Reloading .22 rimfire magazines can wear out the tips of your thumbs. To remedy this, many rimfire pistol magazines are what’s known as “load assist.” In this type of magazine, there’s a vertical slot on the side of the magazine body. A button attached to the follower runs in this slot, which allows you to depress the follower, compressing the feeding spring so that you can more easily slide cartridges under the magazine lips.
In centerfire semi-automatic pistols and revolvers, the firing pin or striker impacts the primer, located in the center of the cartridge case head. When dry firing—i.e., dropping the hammer or releasing the striker on an empty chamber—the firing pin will project into the air.

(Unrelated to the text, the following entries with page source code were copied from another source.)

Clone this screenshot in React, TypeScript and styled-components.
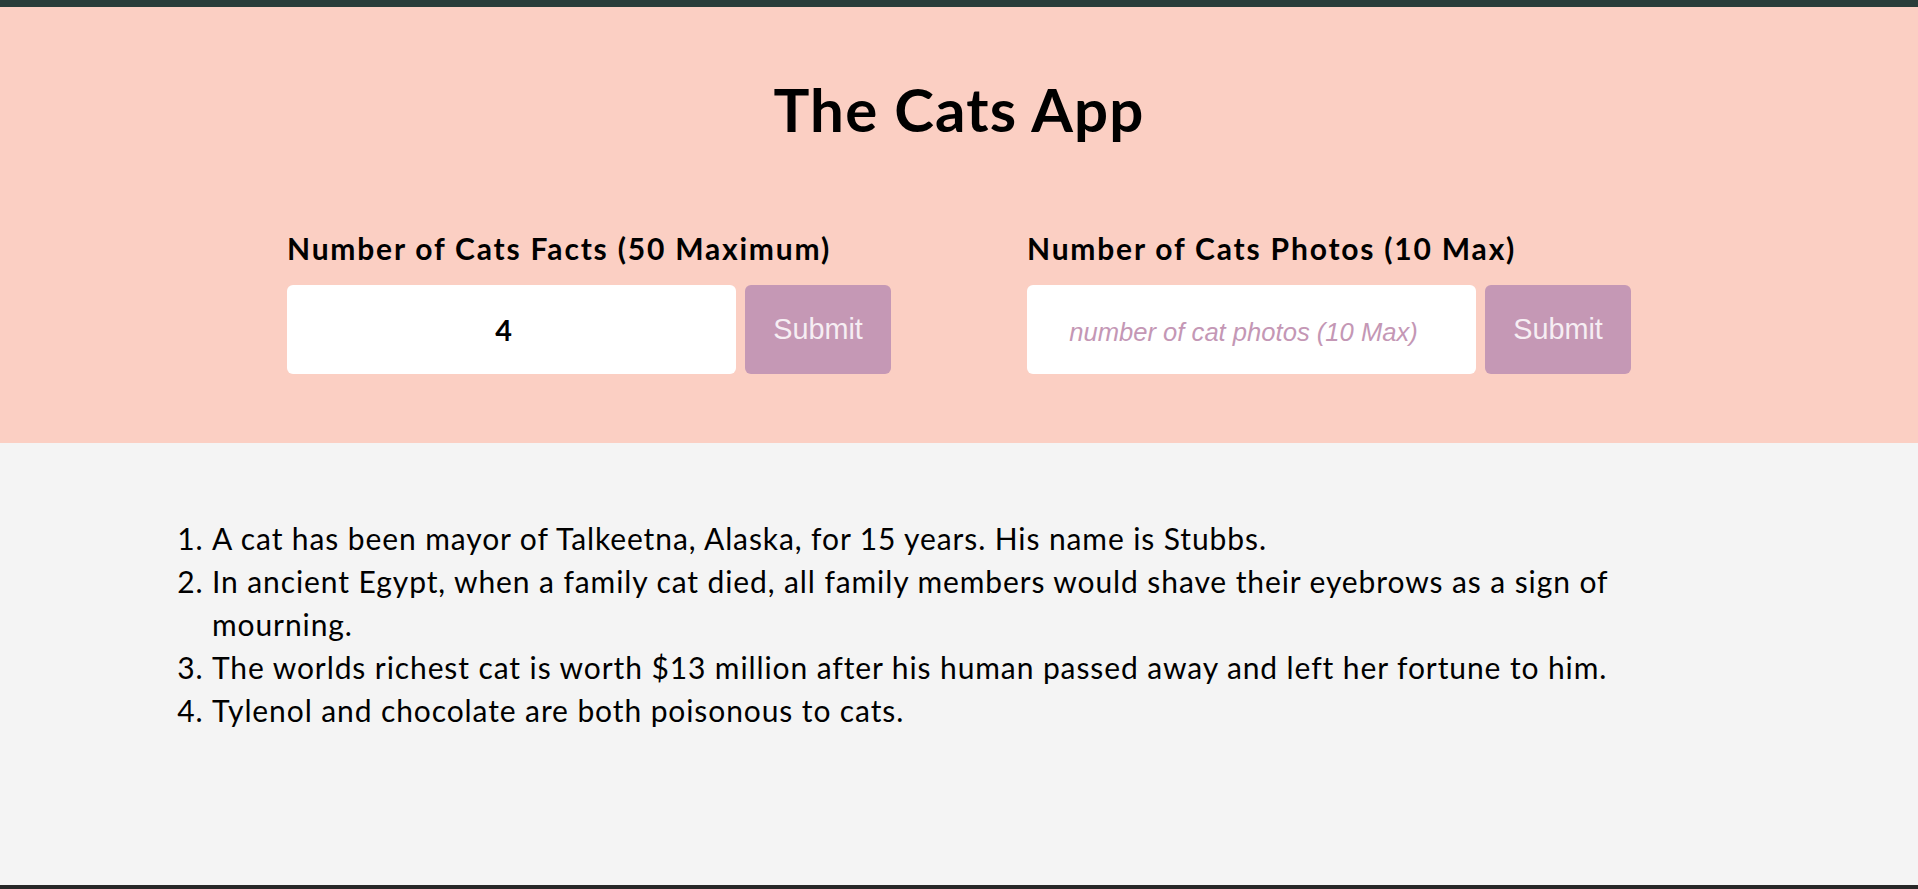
import React from "react";
import styled, { createGlobalStyle } from "styled-components";

const GlobalStyle = createGlobalStyle`
  html, body {
    margin: 0;
    padding: 0;
  }
  body {
    font-family: Lato, "Noto Sans", sans-serif;
    background: #f4f4f4;
    color: #000;
  }
  * { box-sizing: border-box; }
`;

const Page = styled.div`
  min-height: 100vh;
  display: flex;
  flex-direction: column;
  border-top: 7px solid #293d3a;
  border-bottom: 4px solid #272727;
`;

const Header = styled.header`
  background: #fbcfc3;
  padding: 66px 0 69px;
  display: flex;
  flex-direction: column;
  align-items: center;
`;

const Title = styled.h1`
  margin: 0;
  font-family: Lato, sans-serif;
  font-weight: 700;
  font-size: 60px;
  line-height: 72px;
  letter-spacing: 1.2px;
`;

const Forms = styled.div`
  display: flex;
  gap: 136px;
  margin-top: 85px;
`;

const FormGroup = styled.form`
  display: flex;
  flex-direction: column;
`;

const Label = styled.label`
  font-family: Lato, sans-serif;
  font-weight: 700;
  font-size: 30px;
  line-height: 36px;
  letter-spacing: 1.8px;
  white-space: nowrap;
`;

const Row = styled.div`
  display: flex;
  gap: 9px;
  margin-top: 19px;
`;

const Input = styled.input`
  width: 449px;
  height: 89px;
  border: none;
  border-radius: 6px;
  background: #fff;
  text-align: center;
  font-family: Lato, sans-serif;
  font-weight: 700;
  font-size: 28.8px;
  color: #000;
  padding: 0 16px 0 0;
  outline: none;
  &::placeholder {
    font-family: "Liberation Sans", Arial, sans-serif;
    font-style: italic;
    font-weight: 400;
    font-size: 25.6px;
    letter-spacing: 0;
    color: #c497b5;
  }
  &::-webkit-inner-spin-button,
  &::-webkit-outer-spin-button {
    -webkit-appearance: none;
    margin: 0;
  }
`;

const Button = styled.button`
  width: 146px;
  height: 89px;
  border: none;
  border-radius: 6px;
  background: #c598b5;
  color: #f6eef3;
  font-family: "Liberation Sans", Arial, sans-serif;
  font-size: 28.8px;
  cursor: pointer;
`;

const Main = styled.main`
  flex: 1;
  padding: 74px 0 0 172px;
`;

const FactList = styled.ol`
  margin: 0;
  padding-left: 40px;
  width: 1508px;
  font-family: Lato, sans-serif;
  font-size: 30px;
  line-height: 43px;
  letter-spacing: 0.9px;
`;

const facts = [
  "A cat has been mayor of Talkeetna, Alaska, for 15 years. His name is Stubbs.",
  "In ancient Egypt, when a family cat died, all family members would shave their eyebrows as a sign of mourning.",
  "The worlds richest cat is worth $13 million after his human passed away and left her fortune to him.",
  "Tylenol and chocolate are both poisonous to cats.",
];

export default function App() {
  return (
    <>
      <GlobalStyle />
      <Page>
        <Header>
          <Title>The Cats App</Title>
          <Forms>
            <FormGroup onSubmit={(e) => e.preventDefault()}>
              <Label htmlFor="facts">Number of Cats Facts (50 Maximum)</Label>
              <Row>
                <Input id="facts" type="number" defaultValue={4} />
                <Button type="submit">Submit</Button>
              </Row>
            </FormGroup>
            <FormGroup onSubmit={(e) => e.preventDefault()}>
              <Label htmlFor="photos">Number of Cats Photos (10 Max)</Label>
              <Row>
                <Input id="photos" type="number" placeholder="number of cat photos (10 Max)" />
                <Button type="submit">Submit</Button>
              </Row>
            </FormGroup>
          </Forms>
        </Header>
        <Main>
          <FactList>
            {facts.map((f) => (
              <li key={f}>{f}</li>
            ))}
          </FactList>
        </Main>
      </Page>
    </>
  );
}
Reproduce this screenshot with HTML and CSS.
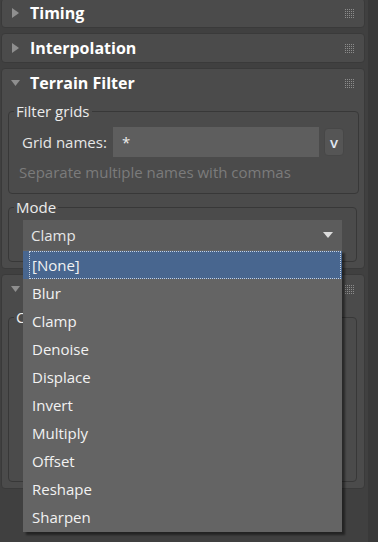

Unless the pistol has a particularly brittle firing pin, dry firing is perfectly safe in most centerfire pistol designs. However, in rimfire handguns, the firing pin must strike and deform the rim against itself to detonate the priming compound and fire the cartridge.
The case rim is typically pressed against the barrel face when the round is in the chamber; therefore, the result of dry firing a rimfire weapon can be that the firing pin will strike the breech, potentially damaging it.
Always check with the manufacturer or consult the owner’s manual for your firearm to ensure that dry firing is safe.
Which to Choose
Centerfire and rimfire pistols both have their uses, strengths, and weaknesses.
For low-cost recreational and competitive target shooting, varmint hunting, and shooting pests, rimfire pistols shine.
For self-defense, whether against man or beast, you should consider choosing a more powerful centerfire handgun. If you’ve asked, “What is a rimfire pistol?” you should be able to answer that question to your satisfaction.
You can find high-quality centerfire and rimfire pistols for a variety of purposes. Regardless of which you need, you should strive to fire weapons of both types.